8

Check out this SQL Fiddle for a simplified version of my issue http://sqlfiddle.com/#!9/cf31d3/1

I have 2 tables - chat messages and chat recipients that look like this:

enter image description here

Sample ChatMessages data:

enter image description here

Sample ChatRecipients data:

enter image description here

Basically I want to query only messages that contain a set of user IDs - for example, show only messages exchanged between Bob, Susan, and Chelsea. If I pull up a new chat window with user IDs (1, 2, 3) what is the best way to get messages ONLY involving those 3 people?

Here's a simplified version of my current query (which does not produce the correct result):

SELECT
  cm.message_id as 'message_id',
  cm.from_id    as 'from_id',
  (SELECT u.user_fname as 'fname' from Users u where u.user_id = cm.from_id) as 'firstName',
  (SELECT u.user_lname as 'lname' from Users u where u.user_id = cm.from_id) as 'lastName',
  cm.chat_text  as 'chat_text'
FROM
  ChatMessages cm
INNER JOIN
  ChatRecipients cr
ON
  cm.message_id = cr.message_id
INNER JOIN
  Users u
ON
  cm.from_id = u.user_id
WHERE
  cm.from_id in ('1', '2', '3')
AND
  cr.user_id in ('1', '2', '3')

I understand that using the 'IN' operator is not correct for this situation, but I'm a bit stuck. Thanks to anyone willing to help!

EDIT:

My sample output returns every row of data that any of the aforementioned user IDs are contained in and looks like this:

enter image description here

My goal is to limit the output to only messages where EVERY user ID I test for is associated with a message_id. For example, if message_id 32 is FROM user_id 7 and TO user_id(s) 11 & 3, I want to retrieve that record.

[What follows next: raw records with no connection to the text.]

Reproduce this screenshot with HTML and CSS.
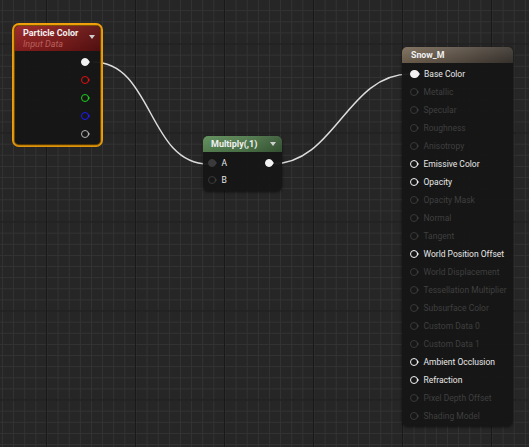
FILE: index.html
```html
<!DOCTYPE html>
<html>
<head>
<meta charset="utf-8">
<link rel="stylesheet" href="styles.css">
</head>
<body>
<div class="canvas">
  <svg class="wires" width="529" height="447" viewBox="0 0 529 447">
    <path d="M93 62 C153 62 148 164 208 164" />
    <path d="M272 164 C335 164 347 74 410 74" />
  </svg>

  <div class="selected particle">
    <div class="node">
      <div class="header red">
        <div class="titles">
          <div class="title">Particle Color</div>
          <div class="subtitle">Input Data</div>
        </div>
        <span class="arrow"></span>
      </div>
      <div class="body outputs">
        <div class="row right"><span class="pin filled white"></span></div>
        <div class="row right"><span class="pin c-red"></span></div>
        <div class="row right"><span class="pin c-green"></span></div>
        <div class="row right"><span class="pin c-blue"></span></div>
        <div class="row right"><span class="pin c-grey"></span></div>
      </div>
    </div>
  </div>

  <div class="node multiply">
    <div class="header green">
      <div class="title">Multiply(,1)</div>
      <span class="arrow"></span>
    </div>
    <div class="body mbody">
      <div class="mcol">
        <div class="mrow"><span class="pin filled dimfill"></span><span class="label on">A</span></div>
        <div class="mrow"><span class="pin dim"></span><span class="label on">B</span></div>
      </div>
      <div class="mcol">
        <div class="mrow"><span class="pin filled white"></span></div>
      </div>
    </div>
  </div>

  <div class="node snow">
    <div class="header brown">
      <div class="title">Snow_M</div>
    </div>
    <div class="body inputs">
      <div class="irow"><span class="pin filled white"></span><span class="label on">Base Color</span></div>
      <div class="irow"><span class="pin dim"></span><span class="label off">Metallic</span></div>
      <div class="irow"><span class="pin dim"></span><span class="label off">Specular</span></div>
      <div class="irow"><span class="pin dim"></span><span class="label off">Roughness</span></div>
      <div class="irow"><span class="pin dim"></span><span class="label off">Anisotropy</span></div>
      <div class="irow"><span class="pin white"></span><span class="label on">Emissive Color</span></div>
      <div class="irow"><span class="pin white"></span><span class="label on">Opacity</span></div>
      <div class="irow"><span class="pin dim"></span><span class="label off">Opacity Mask</span></div>
      <div class="irow"><span class="pin dim"></span><span class="label off">Normal</span></div>
      <div class="irow"><span class="pin dim"></span><span class="label off">Tangent</span></div>
      <div class="irow"><span class="pin white"></span><span class="label on">World Position Offset</span></div>
      <div class="irow"><span class="pin dim"></span><span class="label off">World Displacement</span></div>
      <div class="irow"><span class="pin dim"></span><span class="label off">Tessellation Multiplier</span></div>
      <div class="irow"><span class="pin dim"></span><span class="label off">Subsurface Color</span></div>
      <div class="irow"><span class="pin dim"></span><span class="label off">Custom Data 0</span></div>
      <div class="irow"><span class="pin dim"></span><span class="label off">Custom Data 1</span></div>
      <div class="irow"><span class="pin white"></span><span class="label on">Ambient Occlusion</span></div>
      <div class="irow"><span class="pin white"></span><span class="label on">Refraction</span></div>
      <div class="irow"><span class="pin dim"></span><span class="label off">Pixel Depth Offset</span></div>
      <div class="irow"><span class="pin dim"></span><span class="label off">Shading Model</span></div>
    </div>
  </div>
</div>
</body>
</html>
```

FILE: styles.css
```css
html, body {
  margin: 0;
  padding: 0;
}
body {
  width: 529px;
  height: 447px;
  overflow: hidden;
  font-family: Roboto, "Liberation Sans", sans-serif;
  background-color: #262626;
  background-image:
    linear-gradient(90deg, #191919 1px, transparent 1px),
    linear-gradient(0deg, #191919 1px, transparent 1px),
    linear-gradient(90deg, #333333 1px, transparent 1px),
    linear-gradient(0deg, #333333 1px, transparent 1px);
  background-size: 89px 89px, 89px 89px, 11.125px 11.125px, 11.125px 11.125px;
  background-position: 46px 0, 0 44.5px, 2px 0, 0 0;
}
.canvas {
  position: relative;
  width: 529px;
  height: 447px;
}
.wires {
  position: absolute;
  left: 0;
  top: 0;
}
.wires path {
  fill: none;
  stroke: #dcdcdc;
  stroke-width: 1.5;
}

.node {
  box-sizing: border-box;
  background: rgba(22, 22, 22, 0.96);
  border-radius: 5px;
  box-shadow: 0 1px 3px rgba(0, 0, 0, 0.6);
  display: flex;
  flex-direction: column;
  overflow: hidden;
  color: #e6e6e6;
}

.selected {
  position: absolute;
  box-sizing: border-box;
  border: 2px solid #f2a20c;
  border-radius: 7px;
  padding: 1px;
  box-shadow: inset 0 0 0 1px #8a5a06;
}
.particle {
  left: 12px;
  top: 23px;
  width: 91px;
  height: 124px;
}
.particle .node {
  width: 100%;
  height: 100%;
  border-radius: 4px;
}

.header {
  display: flex;
  align-items: flex-start;
  justify-content: space-between;
  flex: none;
}
.title {
  font-weight: bold;
  font-size: 9px;
  color: #f0f0f0;
  white-space: nowrap;
}
.subtitle {
  font-style: italic;
  font-size: 9px;
  line-height: 10px;
  color: #b8605e;
}
.arrow {
  width: 0;
  height: 0;
  border-left: 3px solid transparent;
  border-right: 3px solid transparent;
  border-top: 4.5px solid #d0d0d0;
}

.red {
  height: 25px;
  padding: 1.5px 5px 0 8px;
  box-sizing: border-box;
  background: linear-gradient(180deg, rgba(255,255,255,0.05), rgba(0,0,0,0.15)),
              linear-gradient(90deg, #9a2222 0%, #801a1a 55%, #5e1212 100%);
}
.red .title { line-height: 11px; }
.red .arrow { margin-top: 7px; }

.outputs {
  padding-top: 2px;
  display: flex;
  flex-direction: column;
}
.row {
  height: 18px;
  display: flex;
  align-items: center;
}
.right {
  justify-content: flex-end;
  padding-right: 11px;
}

.pin {
  position: relative;
  flex: none;
  box-sizing: border-box;
  width: 8px;
  height: 8px;
  border-radius: 50%;
  border: 1.6px solid #3c3c3c;
}
.pin::after {
  content: "";
  position: absolute;
  left: 100%;
  top: 50%;
  margin-top: -2.5px;
  border-top: 2.5px solid transparent;
  border-bottom: 2.5px solid transparent;
  border-left: 2.5px solid #3c3c3c;
}
.pin.white { border-color: #f2f2f2; }
.pin.white::after { border-left-color: #f2f2f2; }
.pin.filled.white { background: #f2f2f2; width: 8.5px; height: 8.5px; }
.pin.c-red { border-color: #e01010; }
.pin.c-red::after { border-left-color: #e01010; }
.pin.c-green { border-color: #18d018; }
.pin.c-green::after { border-left-color: #18d018; }
.pin.c-blue { border-color: #1a1aff; }
.pin.c-blue::after { border-left-color: #1a1aff; }
.pin.c-grey { border-color: #b4b4b4; }
.pin.c-grey::after { border-left-color: #b4b4b4; }
.pin.dim { border-color: #383838; }
.pin.dimfill { background: #3a3a3a; border-color: #3a3a3a; }

.label {
  font-size: 8.5px;
  white-space: nowrap;
}
.label.on { color: #e8e8e8; }
.label.off { color: #3f3f3f; }

.multiply {
  position: absolute;
  left: 203px;
  top: 136px;
  width: 79px;
  height: 55px;
}
.green {
  height: 16px;
  padding: 0 6px 0 8px;
  box-sizing: border-box;
  align-items: center;
  background: linear-gradient(180deg, rgba(255,255,255,0.06), rgba(0,0,0,0.12)),
              linear-gradient(90deg, #5d8c58 0%, #4f7a4b 55%, #3a5a37 100%);
}
.green .title { line-height: 16px; }
.mbody {
  display: flex;
  justify-content: space-between;
  padding: 2.5px 9px 0 5px;
}
.mcol {
  display: flex;
  flex-direction: column;
}
.mrow {
  height: 17px;
  display: flex;
  align-items: center;
  gap: 5.5px;
}

.snow {
  position: absolute;
  left: 402px;
  top: 47px;
  width: 111px;
  height: 379px;
}
.brown {
  height: 16px;
  padding: 0 6px 0 9px;
  box-sizing: border-box;
  align-items: center;
  background: linear-gradient(180deg, rgba(255,255,255,0.08), rgba(0,0,0,0.15)),
              linear-gradient(90deg, #7a6a56 0%, #62564a 45%, #3e3832 100%);
}
.brown .title { line-height: 16px; font-size: 8.8px; }
.inputs {
  padding: 2px 0 0 8px;
  display: flex;
  flex-direction: column;
}
.irow {
  height: 18px;
  display: flex;
  align-items: center;
  gap: 5.5px;
}
```
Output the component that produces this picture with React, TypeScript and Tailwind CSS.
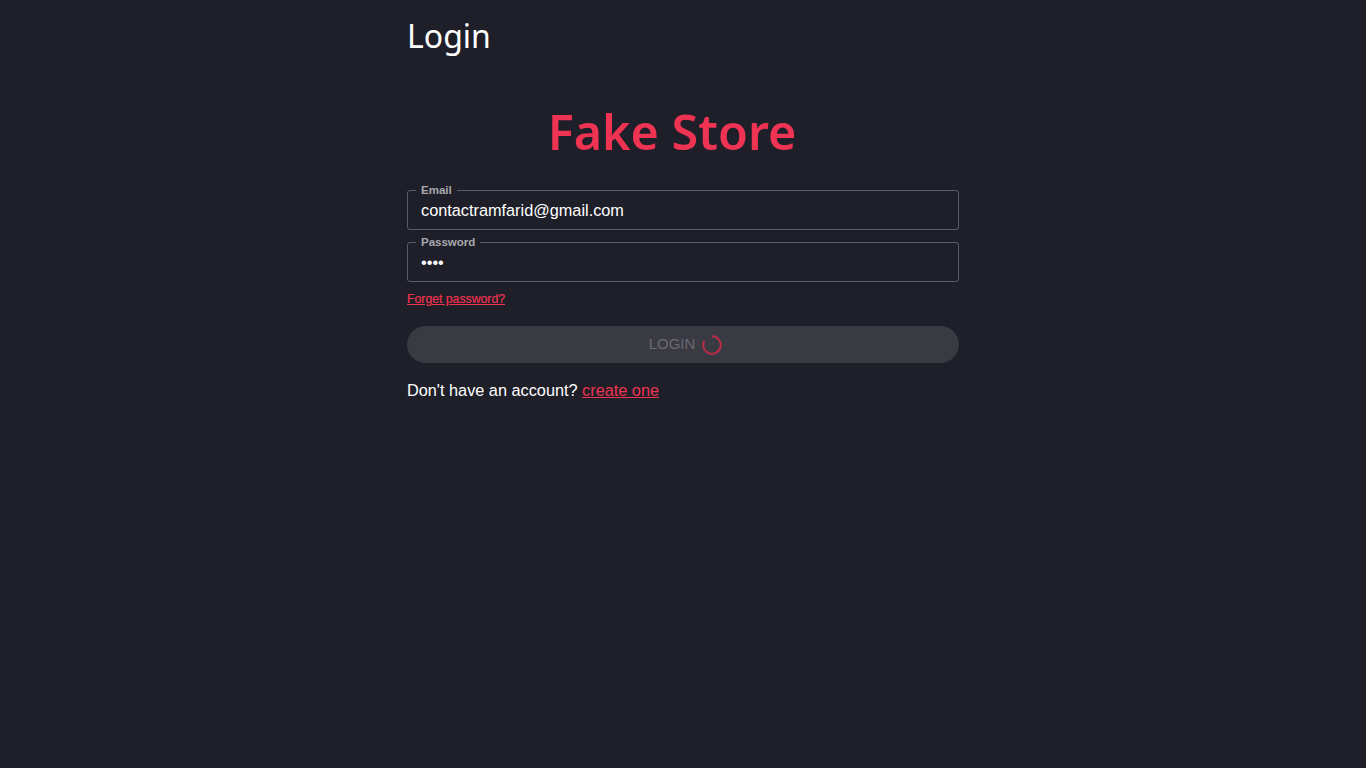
export default function App() {
  return (
    <div className="min-h-screen bg-[#1f1f29] font-['Liberation_Sans',sans-serif] text-white">
      <main className="mx-auto flex w-[552px] flex-col">
        <h1 className="mt-[13px] font-['Noto_Sans',sans-serif] text-[32px] leading-[46px]">Login</h1>
        <div className="mt-[38px] ml-[-22px] text-center font-['Noto_Sans',sans-serif] text-[48.5px] leading-[68px] font-semibold text-[#ef3352]">Fake Store</div>
        <form className="mt-[18px] flex flex-col">
          <fieldset className="h-[47px] rounded-[3px] border border-[#5c5c65] px-[8px]">
            <legend className="px-[5px] text-[11.5px] leading-[14px] font-bold text-[#a9a9ad]">Email</legend>
            <div className="px-[5px] pt-[1px] text-[16.3px] leading-[24px]">contactramfarid@gmail.com</div>
          </fieldset>
          <fieldset className="mt-[5px] h-[47px] rounded-[3px] border border-[#5c5c65] px-[8px]">
            <legend className="px-[5px] text-[11.5px] leading-[14px] font-bold text-[#a9a9ad]">Password</legend>
            <div className="px-[5px] pt-[1px] text-[16.3px] leading-[24px]">••••</div>
          </fieldset>
          <a className="mt-[10px] self-start text-[12.25px] leading-[14px] text-[#ef3352] underline [-webkit-text-stroke:0.2px_#ef3352]">Forget password?</a>
          <button type="button" className="mt-[20px] flex h-[37px] w-full items-center justify-center gap-[7px] rounded-full bg-[#3a3a43] pl-[5px] text-[15px] text-[#6a6a72]">
            <span>LOGIN</span>
            <svg width="20" height="20" viewBox="0 0 20 20" fill="none" className="block">
              <path d="M10 1.25 A8.75 8.75 0 1 1 2.43 5.62" stroke="#b92c48" strokeWidth="2" />
            </svg>
          </button>
          <p className="mt-[17px] text-[16.3px] leading-[20px]">
            Don't have an account? <a className="text-[#ef3352] underline">create one</a>
          </p>
        </form>
      </main>
    </div>
  );
}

Conversely, if message_id 33 is FROM user_id 7 and to user_id(s) 11 & 4 I do not want to retrieve that record.

Robert
  • 981
  • 1
  • 15
  • 24
  • 1. why do you use JOIN ON instead of a simple FROM ChatMessages cm, ChatRecipients cr, Users u WHERE cm.message_id = cr.message_id AND cm.from_id = u.user_id AND ... your where...? 2. what "which doesn't produce the correct result" means? What is expected, and what do you get? – Gavriel Jan 21 '16 at 02:09
  • Hey @Gavriel thanks for the reply. I need to inner join each of these tables to limit the output to data that meets my criteria in all 3 tables. In my output, I currently get all messages that contain ANY of the user IDs mentioned because I'm using the 'IN' statement. I can post sample output if that would be helpful. – Robert Jan 21 '16 at 02:14
  • please add the examples, because we don't read your mind (what should be the correct output)... – Gavriel Jan 21 '16 at 02:19
  • Ok cool I will post sample vs desired output. Writing it up now... – Robert Jan 21 '16 at 02:23
  • Count how many distinct people are in a conversation and compare that to how many relevant people are in the conversation – Strawberry Jan 23 '16 at 09:33

7 Answers7

5

The problem here is that your message must either be:

  • from user 1 and received by 2, 3, ...N
  • from user 2 and received by 1, 3, ...N
  • ...
  • from user N and received by 1, 2, ...N-1

and you need a query capable of scaling reasonably, i.e., no single JOIN for every recipient or things like that.

Let's start with the "from" part.

SELECT m.* FROM ChatMessages AS m
    WHERE from_id IN ($users)

Now I need to know what recipients these messages have.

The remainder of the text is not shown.